Of the remaining Beam Inc brands, it is the bourbon/other US whisky brands Kessler and Old Crow which are likely to be the most appealing. Old Crow, despite its economy positioning, will attract interest from companies such as Sazerac and McCormick thanks to its consistent growth between 2006 and 2011 in a mature category. The other major bourbon brand, Kessler, which although bigger and commanding a higher price point than Old Crow, will be less attractive due to its recent weak performance. Its one saving grace is its strong presence in the Mid Western states, thus offering companies which are weak in the region a stronger foothold. This might even appeal to Brown-Forman as it looks to strengthen its position outside its southern heartland.

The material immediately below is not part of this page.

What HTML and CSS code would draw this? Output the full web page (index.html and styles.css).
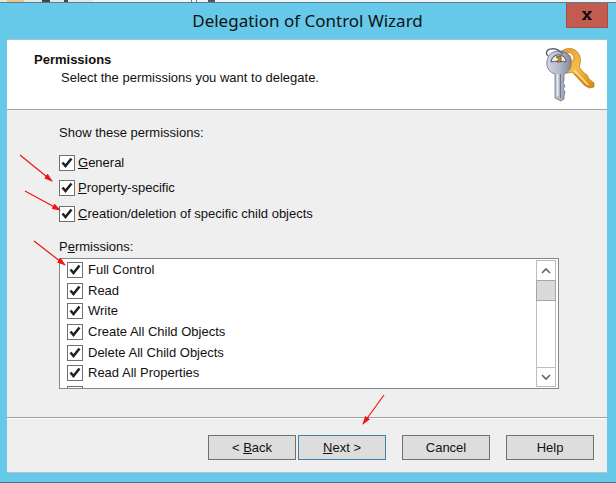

Despite their size, brands such as Kamchatka and Windsor might well be less appealing despite seeing good growth in their respective categories. Many of the potential acquirers of Beam’s US brands already have a strong presence in vodka and seem more concerned about developing flavoured variants of their existing brands, while Canadian whisky is expected to decline. However, the fact that both brands command a 0.5% share of the US spirits market is bound to attract some suitors looking for scale, if not US companies then possibly Mexican companies such as Tequila Centinela and Tequila Supremo if they want to expand north of the border.
Such acquisitions do have the potential to be transformational for these companies, pushing them into the ranks of the leading players in their respective markets. These winners will be far harder to pick as much will depend on the ambition and resources of these private companies.